• TASK TO CARRY OUT: Select and reproduce each line of the listing below that bears the string "screenshot".

• RECORD SET:
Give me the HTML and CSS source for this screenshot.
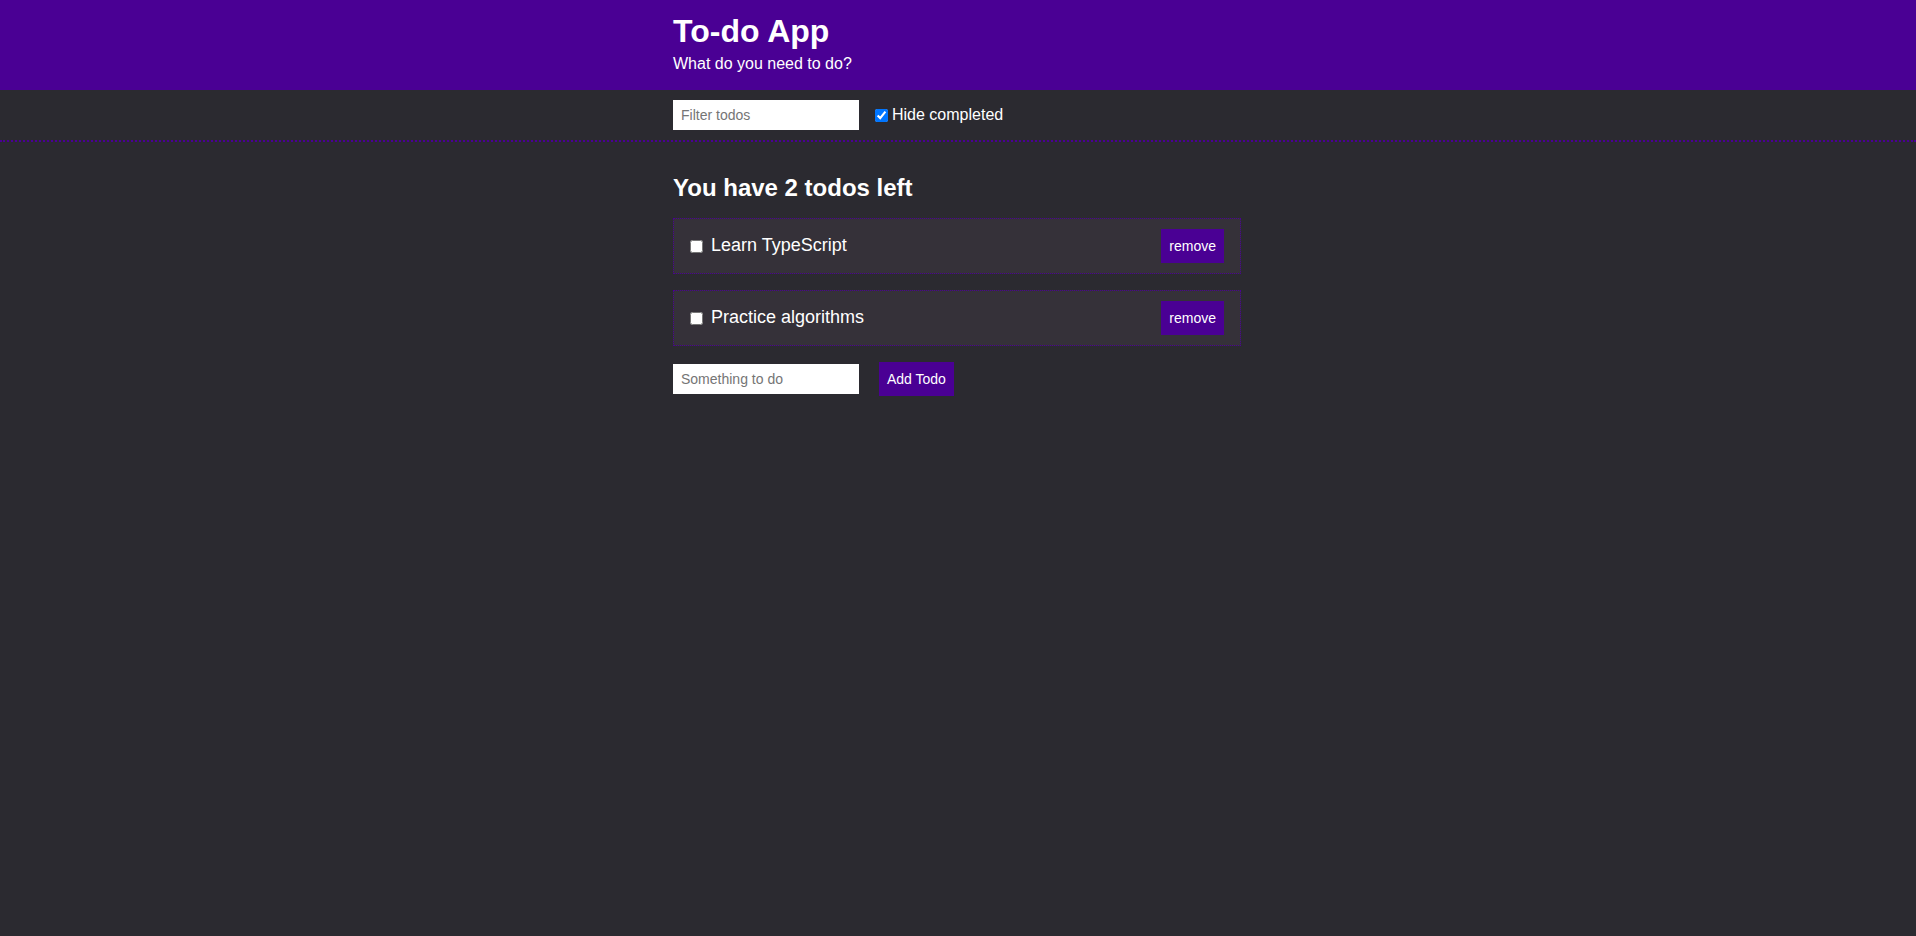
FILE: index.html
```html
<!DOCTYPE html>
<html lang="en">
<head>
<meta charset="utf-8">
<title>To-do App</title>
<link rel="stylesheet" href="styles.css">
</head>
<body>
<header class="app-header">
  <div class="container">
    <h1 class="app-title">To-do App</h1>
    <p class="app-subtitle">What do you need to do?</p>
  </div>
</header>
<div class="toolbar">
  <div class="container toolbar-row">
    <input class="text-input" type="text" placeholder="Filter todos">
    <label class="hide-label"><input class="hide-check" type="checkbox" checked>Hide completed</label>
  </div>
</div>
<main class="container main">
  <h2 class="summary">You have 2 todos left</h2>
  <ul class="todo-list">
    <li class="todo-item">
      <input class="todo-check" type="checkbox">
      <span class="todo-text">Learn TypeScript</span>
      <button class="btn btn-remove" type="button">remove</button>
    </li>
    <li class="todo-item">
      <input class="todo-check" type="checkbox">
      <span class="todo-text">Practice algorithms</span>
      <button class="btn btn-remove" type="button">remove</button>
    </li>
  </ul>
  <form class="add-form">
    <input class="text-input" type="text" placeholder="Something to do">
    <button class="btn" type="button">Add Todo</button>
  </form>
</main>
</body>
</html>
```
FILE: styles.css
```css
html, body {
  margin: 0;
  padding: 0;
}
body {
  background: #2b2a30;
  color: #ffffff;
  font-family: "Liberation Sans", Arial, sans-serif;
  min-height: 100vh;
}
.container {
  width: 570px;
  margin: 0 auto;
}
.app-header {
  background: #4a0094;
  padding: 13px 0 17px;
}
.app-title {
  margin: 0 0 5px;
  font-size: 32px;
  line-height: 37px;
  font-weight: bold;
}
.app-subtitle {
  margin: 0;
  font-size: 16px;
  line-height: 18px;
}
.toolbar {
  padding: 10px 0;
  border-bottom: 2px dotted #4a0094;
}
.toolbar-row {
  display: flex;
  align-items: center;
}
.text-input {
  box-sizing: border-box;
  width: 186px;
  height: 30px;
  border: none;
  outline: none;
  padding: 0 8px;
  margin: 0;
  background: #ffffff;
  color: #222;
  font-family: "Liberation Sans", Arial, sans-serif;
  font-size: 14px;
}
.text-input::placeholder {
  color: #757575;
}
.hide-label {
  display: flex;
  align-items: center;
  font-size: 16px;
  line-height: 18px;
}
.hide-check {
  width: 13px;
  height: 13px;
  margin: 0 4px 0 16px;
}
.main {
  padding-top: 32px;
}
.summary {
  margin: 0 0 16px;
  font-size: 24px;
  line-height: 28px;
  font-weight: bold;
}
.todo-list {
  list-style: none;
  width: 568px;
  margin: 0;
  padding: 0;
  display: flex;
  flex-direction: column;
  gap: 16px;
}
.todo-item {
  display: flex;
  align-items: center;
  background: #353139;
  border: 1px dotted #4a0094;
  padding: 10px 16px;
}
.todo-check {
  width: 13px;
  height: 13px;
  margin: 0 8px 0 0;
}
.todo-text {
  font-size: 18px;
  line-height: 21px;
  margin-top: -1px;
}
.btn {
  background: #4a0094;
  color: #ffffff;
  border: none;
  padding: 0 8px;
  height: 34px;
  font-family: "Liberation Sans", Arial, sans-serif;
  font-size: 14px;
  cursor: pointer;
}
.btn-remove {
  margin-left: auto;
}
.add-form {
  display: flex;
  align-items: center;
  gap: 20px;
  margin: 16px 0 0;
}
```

==

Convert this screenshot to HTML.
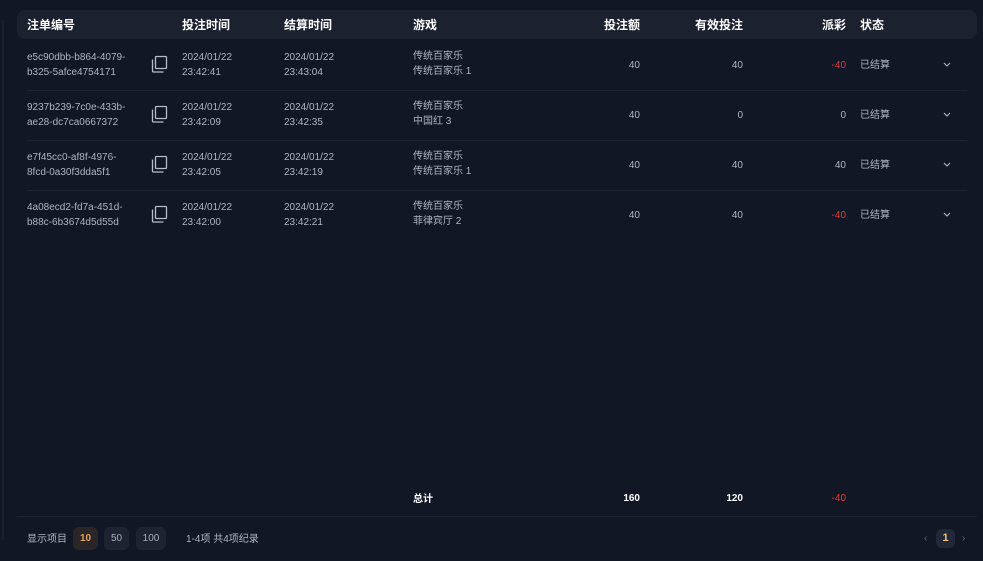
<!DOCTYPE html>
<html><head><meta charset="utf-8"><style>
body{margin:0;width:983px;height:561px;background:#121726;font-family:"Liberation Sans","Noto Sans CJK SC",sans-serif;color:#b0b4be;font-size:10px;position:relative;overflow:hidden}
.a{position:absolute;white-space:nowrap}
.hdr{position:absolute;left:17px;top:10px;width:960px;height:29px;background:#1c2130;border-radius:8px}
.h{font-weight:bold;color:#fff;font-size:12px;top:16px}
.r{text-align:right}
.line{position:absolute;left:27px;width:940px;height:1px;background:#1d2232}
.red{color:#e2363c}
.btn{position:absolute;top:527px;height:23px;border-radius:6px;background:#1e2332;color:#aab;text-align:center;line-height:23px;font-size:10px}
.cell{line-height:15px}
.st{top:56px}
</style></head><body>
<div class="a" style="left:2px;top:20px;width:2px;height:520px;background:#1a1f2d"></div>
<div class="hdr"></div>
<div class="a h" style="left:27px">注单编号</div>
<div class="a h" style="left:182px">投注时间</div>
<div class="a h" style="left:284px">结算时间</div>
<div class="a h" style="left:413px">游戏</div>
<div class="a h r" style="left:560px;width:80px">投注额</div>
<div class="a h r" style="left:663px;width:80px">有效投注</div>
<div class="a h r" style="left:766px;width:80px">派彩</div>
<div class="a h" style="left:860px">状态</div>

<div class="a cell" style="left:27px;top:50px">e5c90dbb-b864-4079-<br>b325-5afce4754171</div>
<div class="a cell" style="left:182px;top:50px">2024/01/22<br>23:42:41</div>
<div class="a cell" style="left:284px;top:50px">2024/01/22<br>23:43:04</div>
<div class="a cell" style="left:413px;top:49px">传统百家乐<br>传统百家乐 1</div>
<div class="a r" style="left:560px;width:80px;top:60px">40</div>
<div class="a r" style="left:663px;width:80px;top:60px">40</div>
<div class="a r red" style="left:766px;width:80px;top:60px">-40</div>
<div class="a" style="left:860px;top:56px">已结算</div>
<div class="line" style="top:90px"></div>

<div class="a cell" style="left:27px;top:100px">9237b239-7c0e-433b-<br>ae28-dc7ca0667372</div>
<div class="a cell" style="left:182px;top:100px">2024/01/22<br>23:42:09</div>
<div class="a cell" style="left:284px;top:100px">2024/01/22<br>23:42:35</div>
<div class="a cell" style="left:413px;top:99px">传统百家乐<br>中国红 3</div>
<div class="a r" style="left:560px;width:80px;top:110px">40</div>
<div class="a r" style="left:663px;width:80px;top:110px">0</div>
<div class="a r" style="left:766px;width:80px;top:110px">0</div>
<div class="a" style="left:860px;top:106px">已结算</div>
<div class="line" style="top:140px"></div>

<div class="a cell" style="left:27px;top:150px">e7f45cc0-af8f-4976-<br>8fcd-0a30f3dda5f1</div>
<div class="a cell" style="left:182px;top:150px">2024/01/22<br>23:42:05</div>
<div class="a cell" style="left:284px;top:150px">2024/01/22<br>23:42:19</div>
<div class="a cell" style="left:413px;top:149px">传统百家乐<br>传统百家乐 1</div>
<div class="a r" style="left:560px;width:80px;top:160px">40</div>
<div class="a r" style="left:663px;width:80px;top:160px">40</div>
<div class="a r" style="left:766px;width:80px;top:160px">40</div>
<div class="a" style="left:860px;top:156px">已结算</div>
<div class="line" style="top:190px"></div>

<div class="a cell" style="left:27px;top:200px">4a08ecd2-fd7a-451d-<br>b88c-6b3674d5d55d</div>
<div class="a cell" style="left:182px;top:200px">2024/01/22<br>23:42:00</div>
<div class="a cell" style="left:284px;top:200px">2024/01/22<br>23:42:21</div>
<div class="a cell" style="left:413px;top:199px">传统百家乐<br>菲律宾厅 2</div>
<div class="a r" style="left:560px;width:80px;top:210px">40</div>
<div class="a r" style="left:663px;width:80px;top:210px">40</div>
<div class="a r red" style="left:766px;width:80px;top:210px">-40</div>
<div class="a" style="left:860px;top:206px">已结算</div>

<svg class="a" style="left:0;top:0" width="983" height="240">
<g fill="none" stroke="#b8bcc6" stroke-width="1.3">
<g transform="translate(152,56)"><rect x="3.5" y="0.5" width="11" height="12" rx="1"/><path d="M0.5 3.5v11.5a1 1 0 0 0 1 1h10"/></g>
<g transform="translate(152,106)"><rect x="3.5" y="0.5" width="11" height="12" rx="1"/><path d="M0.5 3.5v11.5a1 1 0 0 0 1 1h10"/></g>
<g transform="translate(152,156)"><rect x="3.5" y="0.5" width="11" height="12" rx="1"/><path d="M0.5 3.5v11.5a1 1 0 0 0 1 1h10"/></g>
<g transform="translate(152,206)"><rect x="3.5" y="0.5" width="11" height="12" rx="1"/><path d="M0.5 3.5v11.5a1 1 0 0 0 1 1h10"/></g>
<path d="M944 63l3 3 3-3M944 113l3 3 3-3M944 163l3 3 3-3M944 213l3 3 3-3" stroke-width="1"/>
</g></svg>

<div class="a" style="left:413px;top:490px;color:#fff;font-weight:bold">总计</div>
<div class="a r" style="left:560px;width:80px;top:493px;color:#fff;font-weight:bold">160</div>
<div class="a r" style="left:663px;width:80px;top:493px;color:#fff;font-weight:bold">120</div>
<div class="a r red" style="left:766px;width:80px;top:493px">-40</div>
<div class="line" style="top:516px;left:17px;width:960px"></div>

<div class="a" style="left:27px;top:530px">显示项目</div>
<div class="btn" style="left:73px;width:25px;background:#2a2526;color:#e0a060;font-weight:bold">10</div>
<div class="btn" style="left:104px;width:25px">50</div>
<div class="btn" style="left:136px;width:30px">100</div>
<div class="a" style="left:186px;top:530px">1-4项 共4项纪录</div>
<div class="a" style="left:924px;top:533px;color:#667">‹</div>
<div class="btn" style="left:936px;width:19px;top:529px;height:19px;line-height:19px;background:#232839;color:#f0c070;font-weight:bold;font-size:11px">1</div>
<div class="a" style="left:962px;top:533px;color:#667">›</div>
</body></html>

* * *

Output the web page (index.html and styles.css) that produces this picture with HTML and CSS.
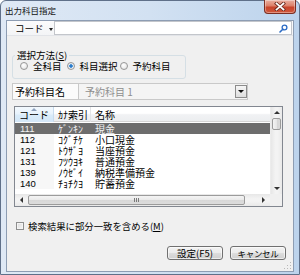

• RESPONSE TO THIS EXERCISE:
Give me the HTML and CSS source for this screenshot.
Convert this screenshot to HTML.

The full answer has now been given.